Private collection, France
The present bust depicts the Greek poet Homer, credited as the author of the Iliad and the Odyssey, two epic poems that were foundational to ancient Greek literature. Many varied accounts of the author’s life circulated in classical antiquity. The most prominent and widely believed narrative describes Homer as a blind bard from Anatolia (present day Turkey). The legend of his blindness may have been encouraged by the fact that the Odyssey features a blind and extraordinary poet named Demodocus, a feature which is prominent in the present bust which depicts the author’s eyes without distinctly carved pupils.

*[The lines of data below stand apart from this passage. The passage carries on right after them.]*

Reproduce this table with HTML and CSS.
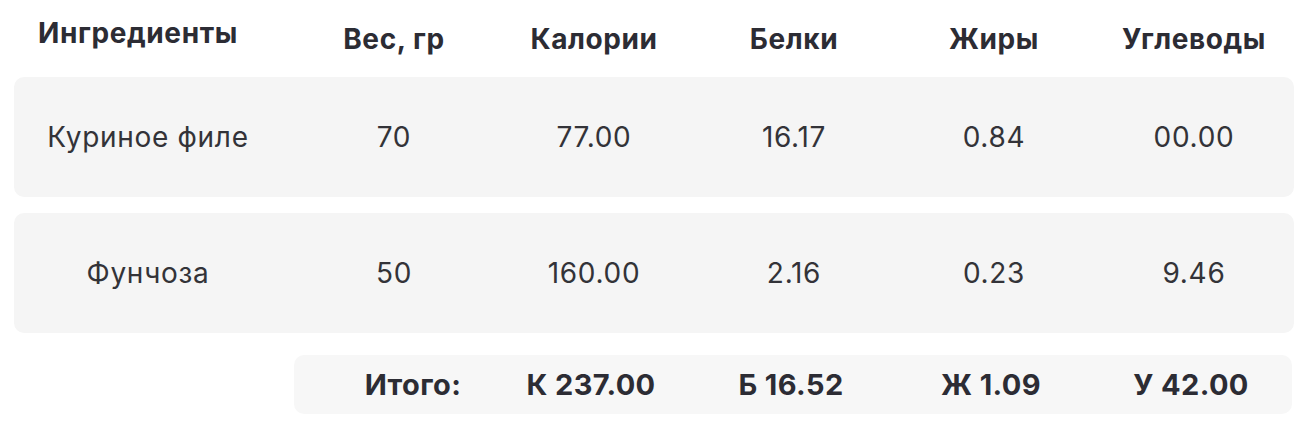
FILE: index.html
```html
<!DOCTYPE html>
<html lang="ru">
<head>
<meta charset="utf-8">
<title>Ингредиенты</title>
<link rel="stylesheet" href="styles.css">
</head>
<body>
<div class="table">
  <div class="head">
    <div class="hcell first">Ингредиенты</div>
    <div class="hcell">Вес, гр</div>
    <div class="hcell">Калории</div>
    <div class="hcell">Белки</div>
    <div class="hcell">Жиры</div>
    <div class="hcell">Углеводы</div>
  </div>
  <div class="row">
    <div class="cell first">Куриное филе</div>
    <div class="cell">70</div>
    <div class="cell">77.00</div>
    <div class="cell">16.17</div>
    <div class="cell">0.84</div>
    <div class="cell">00.00</div>
  </div>
  <div class="row">
    <div class="cell first">Фунчоза</div>
    <div class="cell">50</div>
    <div class="cell">160.00</div>
    <div class="cell">2.16</div>
    <div class="cell">0.23</div>
    <div class="cell">9.46</div>
  </div>
  <div class="total">
    <div class="tcell label">Итого:</div>
    <div class="tcell">К 237.00</div>
    <div class="tcell">Б 16.52</div>
    <div class="tcell">Ж 1.09</div>
    <div class="tcell">У 42.00</div>
  </div>
</div>
</body>
</html>
```
FILE: styles.css
```css
html, body {
  margin: 0;
  padding: 0;
  background: #ffffff;
}
body {
  font-family: Inter, "Noto Sans", sans-serif;
  color: #2c2c34;
}
.table {
  padding: 0 7px 0 14px;
  display: flex;
  flex-direction: column;
}
.head {
  display: grid;
  grid-template-columns: 280px repeat(5, 200px);
  height: 77px;
}
.hcell {
  font-size: 28px;
  font-weight: 700;
  letter-spacing: 0.6px;
  line-height: 1;
  text-align: center;
  padding-top: 25px;
}
.hcell.first {
  padding-top: 19px;
  padding-right: 32px;
}
.row {
  display: grid;
  grid-template-columns: 280px repeat(5, 200px);
  height: 120px;
  align-items: center;
  background: #f5f5f5;
  border-radius: 10px;
  margin-bottom: 16px;
}
.cell {
  font-size: 28px;
  font-weight: 400;
  letter-spacing: 0.7px;
  color: #333338;
  text-align: center;
}
.cell.first {
  padding-right: 12px;
}
.total {
  margin-left: 280px;
  margin-top: 6px;
  width: 998px;
  height: 59px;
  display: grid;
  grid-template-columns: repeat(5, 200px);
  align-items: center;
  background: #f7f7f7;
  border-radius: 10px;
}
.tcell {
  font-size: 29px;
  font-weight: 700;
  letter-spacing: 0.4px;
  text-align: center;
  color: #2c2c34;
  padding-right: 6px;
}
.tcell.label {
  padding-left: 38px;
  padding-right: 0;
}
```
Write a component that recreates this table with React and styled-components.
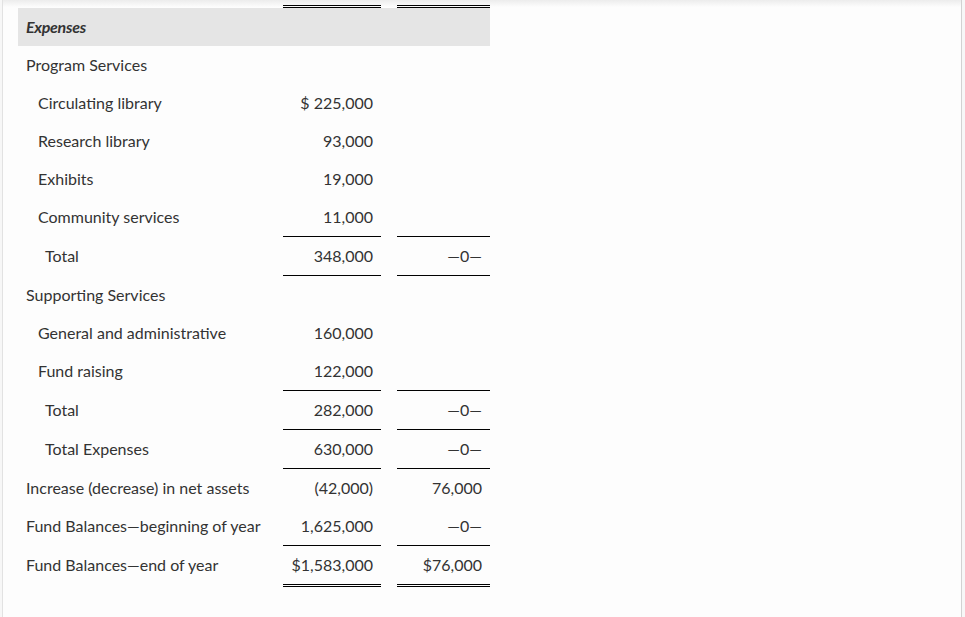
import React from "react";
import styled, { createGlobalStyle } from "styled-components";

const Global = createGlobalStyle`
  html, body { margin: 0; padding: 0; background: #f7f7f7; }
  body { font-family: Lato, "Liberation Sans", sans-serif; }
`;

const Frame = styled.div`
  box-sizing: border-box;
  margin-left: 2px;
  width: 960px;
  height: 617px;
  border-left: 1px solid #e2e2e2;
  border-right: 1px solid #d2d2d2;
  background: linear-gradient(#ececec 0px, #fdfdfd 7px, #fdfdfd 100%);
  padding-left: 15px;
  overflow: hidden;
`;

const Table = styled.div`
  width: 472px;
  display: flex;
  flex-direction: column;
`;

const Row = styled.div`
  display: grid;
  grid-template-columns: 265px 114px 93px;
  background: ${(p) => (p.$head ? "#e5e5e5" : "transparent")};
`;

const Label = styled.div`
  box-sizing: border-box;
  height: ${(p) => p.$h ?? 38}px;
  display: flex;
  align-items: center;
  padding-left: ${(p) => 8 + (p.$indent || 0)}px;
  padding-bottom: ${(p) => (p.$h ? 0 : 2)}px;
  font-size: 16px;
  color: #333;
  white-space: nowrap;
  font-style: ${(p) => (p.$head ? "italic" : "normal")};
  font-weight: ${(p) => (p.$head ? 700 : 400)};
  letter-spacing: ${(p) => (p.$head ? "-0.3px" : "0")};
`;

const Num = styled.div`
  box-sizing: content-box;
  height: ${(p) => (p.$h ?? 38) - (p.$h ? 0 : 2)}px;
  display: flex;
  align-items: center;
  justify-content: flex-end;
  padding-right: 8px;
  padding-bottom: ${(p) => (p.$h ? 0 : 2)}px;
  margin-right: ${(p) => (p.$first ? 16 : 0)}px;
  font-size: 16px;
  color: #333;
  white-space: nowrap;
  border-bottom: ${(p) =>
    p.$line === "double" ? "3px double #000" : p.$line === "single" ? "1px solid #000" : "none"};
`;

const rows = [
  { label: "Program Services", indent: 0 },
  { label: "Circulating library", indent: 12, a: "$ 225,000" },
  { label: "Research library", indent: 12, a: "93,000" },
  { label: "Exhibits", indent: 12, a: "19,000" },
  { label: "Community services", indent: 12, a: "11,000", line: "single", bline: "single" },
  { label: "Total", indent: 19, a: "348,000", b: "—0—", line: "single", bline: "single" },
  { label: "Supporting Services", indent: 0 },
  { label: "General and administrative", indent: 12, a: "160,000" },
  { label: "Fund raising", indent: 12, a: "122,000", line: "single", bline: "single" },
  { label: "Total", indent: 19, a: "282,000", b: "—0—", line: "single", bline: "single" },
  { label: "Total Expenses", indent: 19, a: "630,000", b: "—0—", line: "single", bline: "single" },
  { label: "Increase (decrease) in net assets", indent: 0, a: "(42,000)", b: "76,000" },
  { label: "Fund Balances—beginning of year", indent: 0, a: "1,625,000", b: "—0—", line: "single", bline: "single" },
  { label: "Fund Balances—end of year", indent: 0, a: "$1,583,000", b: "$76,000", line: "double", bline: "double" },
];

export default function App() {
  return (
    <>
      <Global />
      <Frame>
        <Table>
          <Row>
            <Label $h={5} />
            <Num $first $h={5} $line="double" />
            <Num $h={5} $line="double" />
          </Row>
          <Row $head>
            <Label $head>Expenses</Label>
            <Num $first />
            <Num />
          </Row>
          {rows.map((r, i) => (
            <Row key={i}>
              <Label $indent={r.indent}>{r.label}</Label>
              <Num $first $line={r.line}>{r.a}</Num>
              <Num $line={r.bline}>{r.b}</Num>
            </Row>
          ))}
        </Table>
      </Frame>
    </>
  );
}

The bust shares similarities with a famed Roman copy of the lost 2nd-century B.C. Greek original. Surviving examples can be found in the British Museum, London (inv. no. 1805,0703.85), the Louvre, Paris (inv. no. MR 530), and the Capitoline Museums, Rome (inv. no. MC 0557). The model continued to be popular centuries later with the Grand Tourists of the eighteenth century who were fascinated by the sculpture of classical antiquity. An eighteenth-century bust of Homer by Francis Harwood, a sculptor mostly known for undertaking commissions for British visitors on the Grand Tour, is held at the Victoria and Albert Museum, London (inv. no. A.8-1958).